China’s Internet regulatory authority has instructed to shut down one of the most popular VPN service providers in the country, GreenVPN, and ordered to cease its operations. It’s yet another blow to the internet freedom in China.
If you now open the GreenVPN website, you’ll be welcomed with this message:
Mentioned below is the translation of the first line of the notice:
“Dear Green Users,
We regret to inform you that Green will cease its services on July 1, 2017. We apologize for any inconvenience caused.”

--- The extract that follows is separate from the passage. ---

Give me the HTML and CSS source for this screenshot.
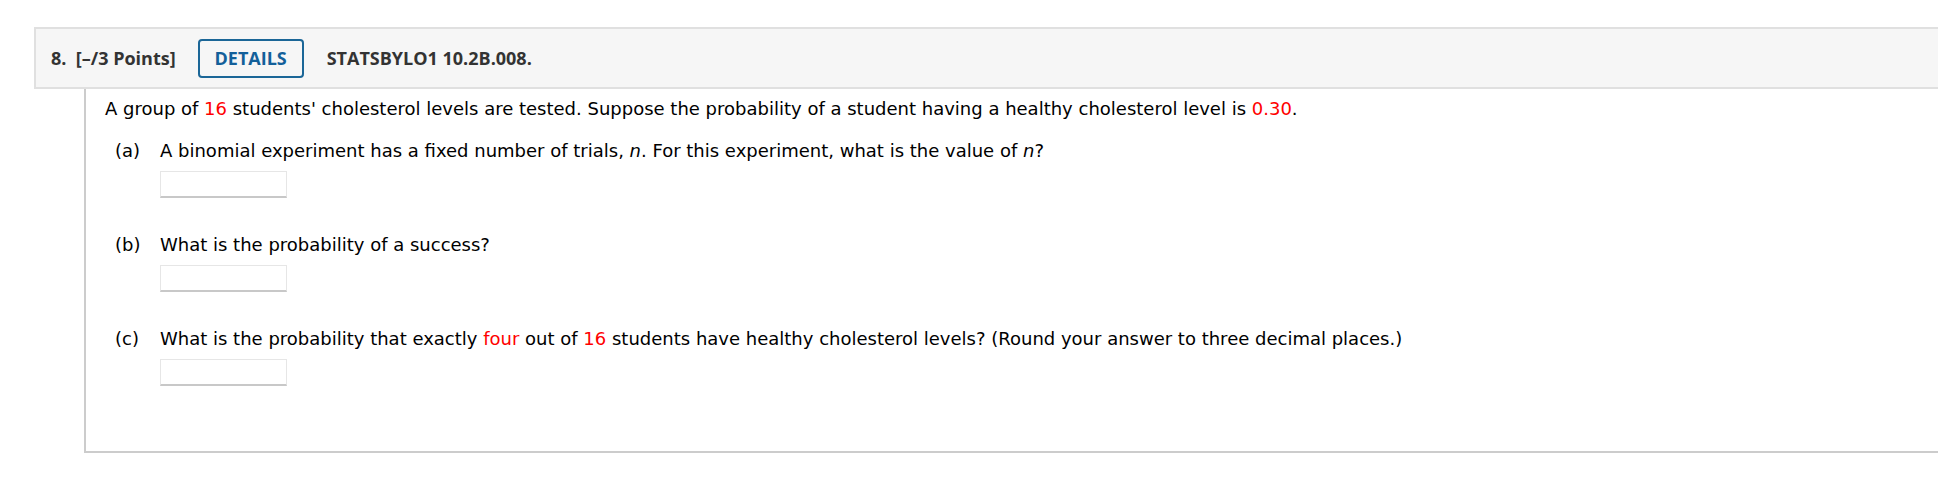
FILE: index.html
```html
<!DOCTYPE html>
<html>
<head>
<meta charset="utf-8">
<link rel="stylesheet" href="styles.css">
</head>
<body>
<div class="page">
  <div class="qhead">
    <span class="qnum">8.&nbsp; [–/3 Points]</span>
    <span class="details">DETAILS</span>
    <span class="qid">STATSBYLO1 10.2B.008.</span>
  </div>
  <div class="qbody">
    <p class="intro">A group of <span class="red">16</span> students' cholesterol levels are tested. Suppose the probability of a student having a healthy cholesterol level is <span class="red">0.30</span>.</p>
    <div class="part">
      <div class="label">(a)</div>
      <div class="content">
        <div class="ptext">A binomial experiment has a fixed number of trials, <i>n</i>. For this experiment, what is the value of <i>n</i>?</div>
        <div class="answer"></div>
      </div>
    </div>
    <div class="part">
      <div class="label">(b)</div>
      <div class="content">
        <div class="ptext">What is the probability of a success?</div>
        <div class="answer"></div>
      </div>
    </div>
    <div class="part">
      <div class="label">(c)</div>
      <div class="content">
        <div class="ptext">What is the probability that exactly <span class="red">four</span> out of <span class="red">16</span> students have healthy cholesterol levels? (Round your answer to three decimal places.)</div>
        <div class="answer"></div>
      </div>
    </div>
  </div>
</div>
</body>
</html>
```

FILE: styles.css
```css
html, body {
  margin: 0;
  padding: 0;
  background: #ffffff;
}
.page {
  padding-top: 27px;
  width: 1938px;
  overflow: hidden;
}
.qhead {
  margin-left: 34px;
  height: 58px;
  background: #f6f6f6;
  border: 2px solid #e0e0e0;
  border-right: none;
  display: flex;
  align-items: center;
  font-family: "Open Sans", "DejaVu Sans", sans-serif;
  font-weight: 700;
  font-size: 18px;
  color: #333333;
}
.qnum {
  margin-left: 15px;
  white-space: pre;
}
.details {
  margin-left: 22px;
  width: 106px;
  height: 39px;
  box-sizing: border-box;
  border: 2px solid #1b6697;
  border-radius: 4px;
  color: #13609a;
  display: flex;
  align-items: center;
  justify-content: center;
  font-size: 18px;
}
.qid {
  margin-left: 23px;
}
.qbody {
  margin-left: 84px;
  border-left: 2px solid #cccccc;
  border-bottom: 2px solid #cccccc;
  height: 362px;
  box-sizing: content-box;
  padding-left: 19px;
  font-family: "DejaVu Sans", Verdana, sans-serif;
  font-size: 18px;
  line-height: 22px;
  color: #000000;
}
.intro {
  margin: 0;
  padding-top: 9px;
}
.red {
  color: #ff0000;
}
.part {
  display: flex;
}
.intro + .part {
  margin-top: 20px;
}
.part + .part {
  margin-top: 36px;
}
.label {
  width: 55px;
  padding-left: 10px;
  box-sizing: border-box;
}
.answer {
  margin-top: 9px;
  width: 127px;
  height: 27px;
  box-sizing: border-box;
  border: 1px solid #e6e6e6;
  border-bottom: 2px solid #c8c8c8;
  background: #ffffff;
}
```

VPNs all over the world are used to bypass regional internet restrictions and to access the websites which are unavailable in a user’s region. In the case of China, the great Great Firewall is famous for blocking famous websites like Facebook, Twitter, New York Times and even Google. So, VPNs are used by internet users belonging to different professions like students, journalists, and other media personnel to access global information which is off-limits and unbiased.
But, the ban on GreenVPN would surely evoke another wave of tension among the existing users as now they would have to look for alternatives to GreenVPN and search for VPNs that actually work well in China.
GreenVPN users over the weekend, however, were pretty confused as the VPN suddenly stopped working and there was no clarification as to what actually happened, but on July 1st, 2017, they came to know that their worst nightmare has come true. GreenVPN is no more.
Recently, Chinese Government also banned the famous video streaming service in China, Weibo over the allegations of streaming ‘inappropriate content’. News analysts in China are looking at this ‘ban-wagon’ in another perspective and suspecting that it’s all being done because of the event of the 19th National Congress Of The Communist Party In China which is held in October 2017.
Furthermore, VPNs may very well be breathing their last in China as China’s Ministry Of Information Technology has listed ‘limiting the use of VPNs’ in one of their priorities. So, the banning of GreenVPN could just be the beginning and Chinese netizens could expect more VPN providers to get banned in China.